The Tauber Institute is devoted to the study of modern European Jewish history, thought, culture and society. It has a special interest in studying the Holocaust and its aftermath within the context of modern European intellectual, political and social history.
The institute is organized on a multidisciplinary basis with the participation of scholars in Jewish studies, history, philosophy, political science, sociology, literature and other disciplines. The institute was founded in 1980 as a result of a major benefaction by Dr. Laszlo N. Tauber and is named in honor of his parents.
Classes with Faculty Associates
The Tauber Institute is pleased to announce the Spring 2023 classes taught by our esteemed faculty associates:
ChaeRan Freeze
Carnal Israel: Exploring Jewish Sexuality from Talmudic Times to the Present (NEJS 166A)
Explores the construction of Jewish sexuality from Talmudic times to the present. Themes include rabbinic views of sex, niddah, illicit relations, masculinity, medieval erotic poetry, Ashkenazi and Sephardic sexual practices, and sexual symbolism in mystic literature; the discourse on sex, race, and nationalism in Europe; debates about masculinity, sexual orientation, and stereotypes in America and Israel.
Laura Jockusch
The Holocaust: The Destruction of European Jewry (NEJS 37A)

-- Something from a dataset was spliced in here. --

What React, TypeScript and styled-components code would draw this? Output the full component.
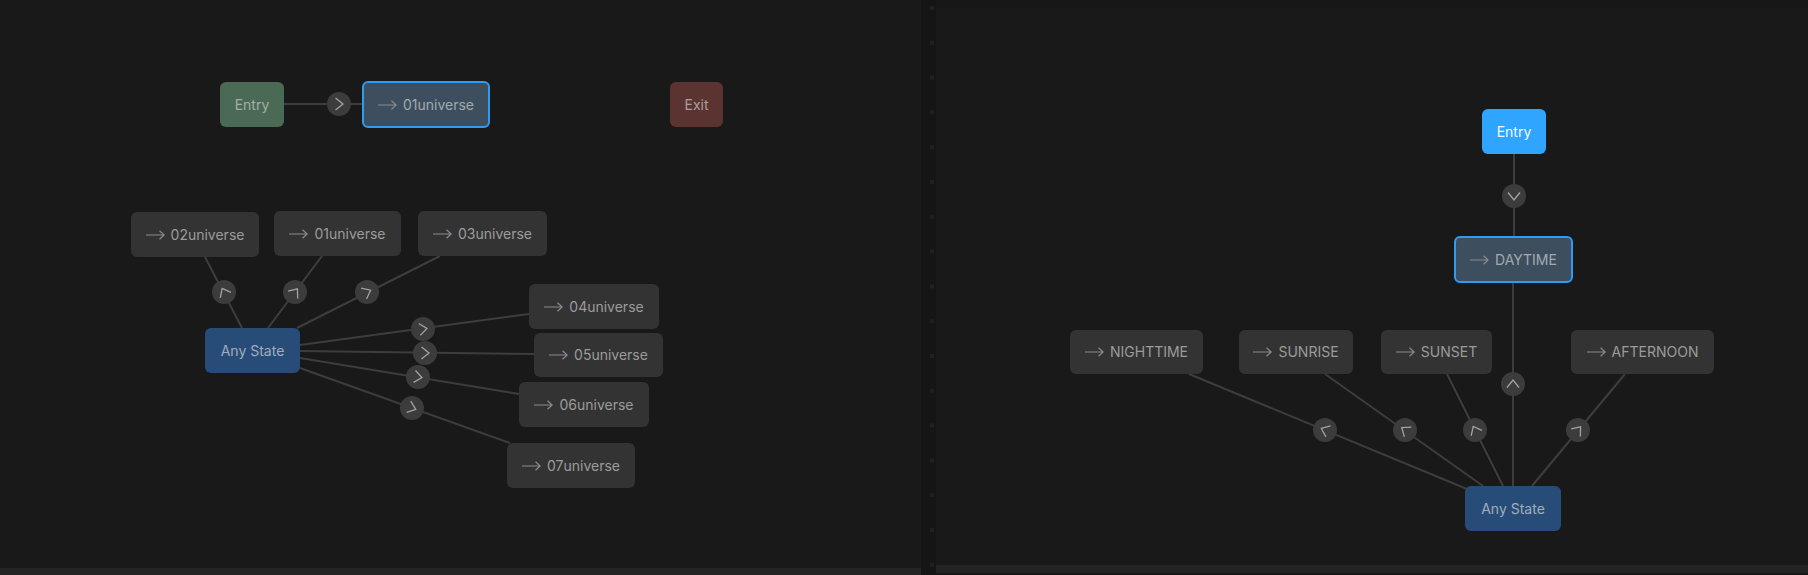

Why and how did European Jews become victims of genocide? A systematic examination of the planning and implementation of Nazi Germany's "Final Solution to the Jewish Question" and the Jewish and general responses to it.
Research and Archival Methods in Modern Jewish History (NEJS 232A)
A critical examination of research methodologies in the study of modern and American Jewish history, with special attention to primary sources and new historical approaches.
Eugene Sheppard
Spinoza Now (NEJS 157A)
This seminar has a double aim. First, students will be introduced to Spinoza’s Ethics and the philosophical method he employed in facing fundamental challenges of religion, science, and politics. Second, students will be following Spinoza’s work alongside a set of 20th-21st century re-interpretations and responses that emerged first in France by Marxists and constituting the “New Spinoza,” one which prompted a re-evaluation of the fundamental problems raised when seeing aspirations for liberation and more adequate knowledge of God or nature have morphed into the emergence of deeper forms of human subjugation and the pernicious rule of will of the few in the name of the multitude.